Andrew Lococo, appellee’s employee, was in charge of the ripening process. He testified that on May 11, 1960, he left the premises but returned about 6 p. m. to receive a shipment of bananas. After he had hung the bananas Lococo set the temperature controls and released two lecture tubes of ethylene gas into the room. He held the tubes until they were empty. The room was then locked. He returned to the premises about 1 a. m. or 2 a. m. He had been sitting in the front office a few minutes when the explosion occurred.

Appellants contend that the circumstances were sufficient to create an inference of negligence by appellee, entitling them to a judgment. To that end they have sought to show that ethylene gas was the cause of the explosion and to exclude natural gas and *760sewer gas as a cause. The natural gas lines leading to the heater were already constructed when appellee moved to the premises. All of the gas lines, including heaters and meters, were shown to have been under the exclusive control of the Louisville Produce Association, as was the drain for water which was also a part of the original construction of the building. The drain carried the excess moisture from the water sprays and the water used in cleaning the room. The drain was connected with the sewer.

There was evidence that there may have been a natural gas leak in the room by reason of the installation of the heater contrary to the building code ordinance of the City of Louisville. It was also shown that sewer or marsh gas could have entered the room from the drain.

Four witnesses testified thaf late in the afternoon before the explosion they had smelled a strong odor on the premises which smelled like natural gas. Investigators were sent in by the parties to determine the cause of the explosion. These experts were unable to point to a definite cause but none concluded that it was ethylene gas. Three of them decided that it was probably natural gas, while two said no, it was probably sewer gas. Another could not arrive at any definite conclusion as to the cause. In substance no one attributed the explosion to ethylene gas.

Appellants rely on Marlowe Construction Company v. Jacobs, Ky., 302 S.W.2d 612. That case is distinguishable, in that it was an action for damages caused by negligent blasting operations. The construction company was engaged in blasting so there was little doubt as to the cause of the injury.

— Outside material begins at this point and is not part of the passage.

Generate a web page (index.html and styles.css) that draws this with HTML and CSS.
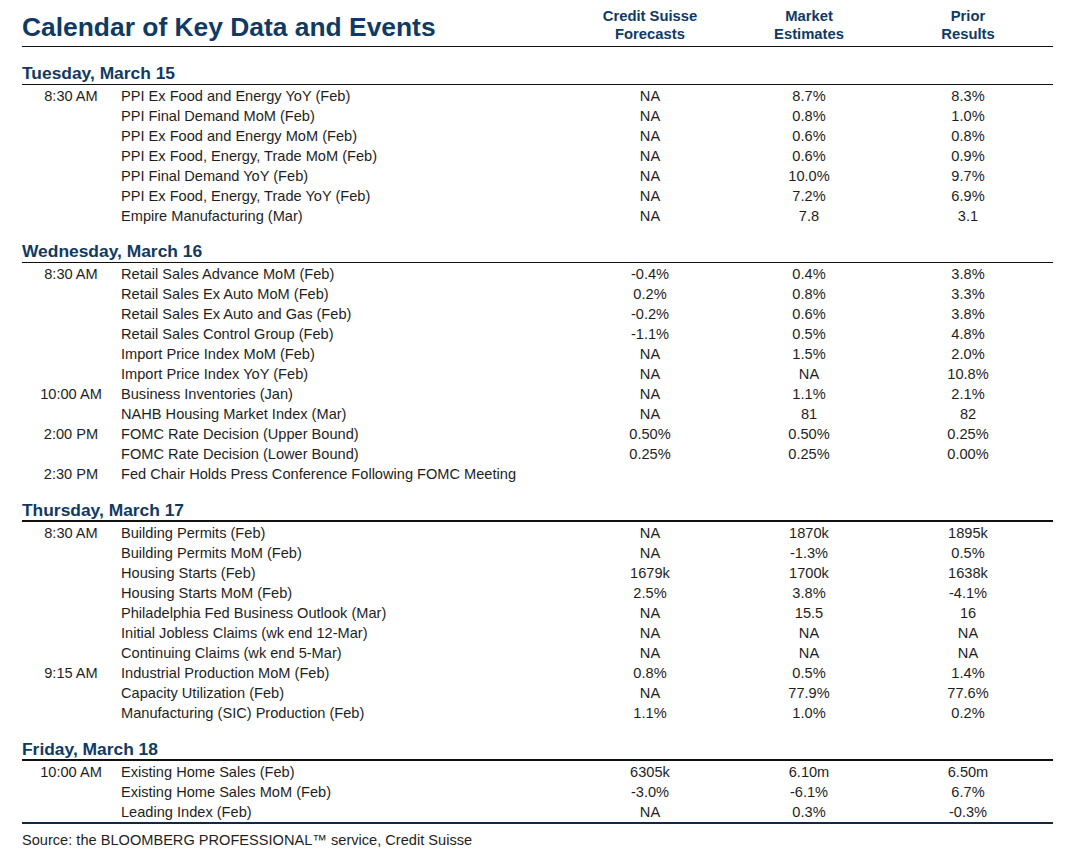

This case is more like Rollins v. Avey, Ky., 296 S.W.2d 214. There, the plaintiff, whose home was destroyed by an explosion, sued the manufacturer of a gas floor furnace, the wholesaler, the seller, the installer, and others. A directed verdict for the defendants given on the ground that the furnace was not shown to have caused the accident was sustained. The following from Rollins v. Avey is pertinent:

“Plaintiffs would have us apply the doctrine of res ipsa loquitur as a substitute for proof of the instrumentality bringing about the explosion. This would extend the doctrine beyond its permissible scope. The rule creates an inference of negligence arising from an identifiable event. It assumes that the instrumental cause of the accident has been established.
“Here there is no such proof. Plaintiffs’ claims are based on the contention that the instrumental cause of the explosion can be inferred from the installation of the gas furnace and that defendants’ negligence (or breach of warranty) may be inferred from the nature of the occurrence. Plaintiffs do not sustain the burden of proof by the compounding of inferences.”
⅜ * ⅝ ⅜ ⅝ “Since plaintiff failed to prove with any degree of definiteness that the furnace, manufactured, sold and installed by the defendants, was the instrumental cause of the explosion, any inference of negligence as the proximate cause thereof must be based upon conjecture, surmise and guesswork.”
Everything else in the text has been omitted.